O olhar transparente e livre do Bom Pastor
ressuscita o nosso olhar tímido e estreito e nos capacita a olhar amplos
horizontes: seu povo, seu mundo dividido e excluído... Seu olhar nos predispõe
a encontrar motivações saudáveis e maduras que nos permitam olhar e viver no
contexto atual com amor, com entusiasmo e criatividade.
O encontro com o Bom Pastor ativa em nós o “pastor
escondido” para que possamos ser a voz de vida que faz a diferença e indique a
todos a porta de liberdade ; todos nós temos de ser pastores que os ajudem a
encontrar o caminho e o sentido para suas existências..

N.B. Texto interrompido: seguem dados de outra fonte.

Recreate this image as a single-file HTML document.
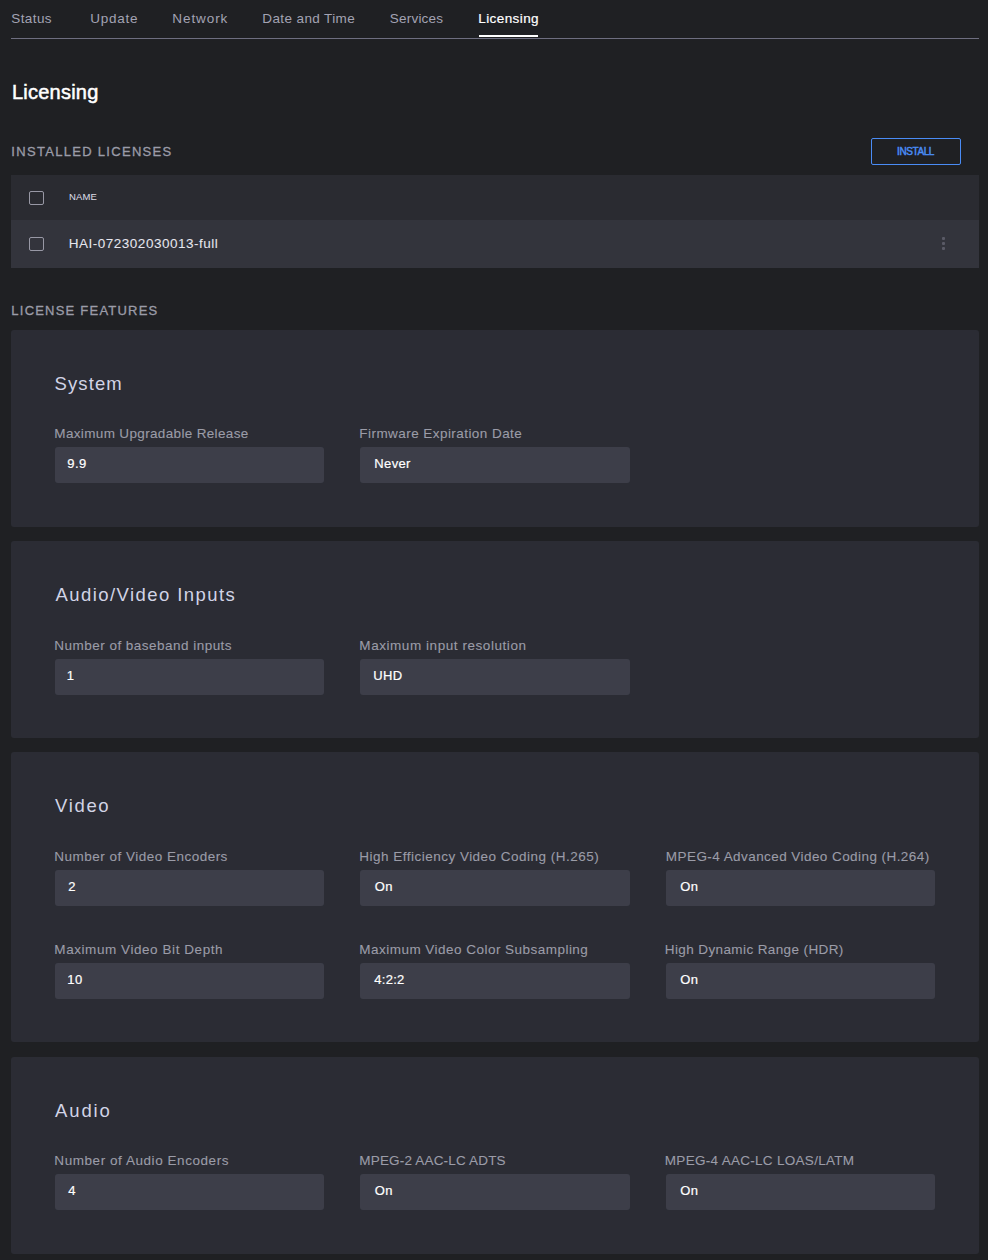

Queremos ser “bons pastores” que se ajudem mutuamente
a sair do aprisco onde estamos fechados (moralismo, legalismo, ritualismo,
religião sem vida...), para assim busca e celebrar a liberdade, com o Bom
Pastor e com todos os homens e mulheres de boa vontade.
Texto bíblico: Jo
10,11-18
Na
oração: revisar a própria vida à luz da Vida
Maior do Ressuscitado.
Perceber o dom da vida
na sua origem, seguindo a voz do bom Pastor, para prolongar seus gestos e o seu cuidado em favor da vida.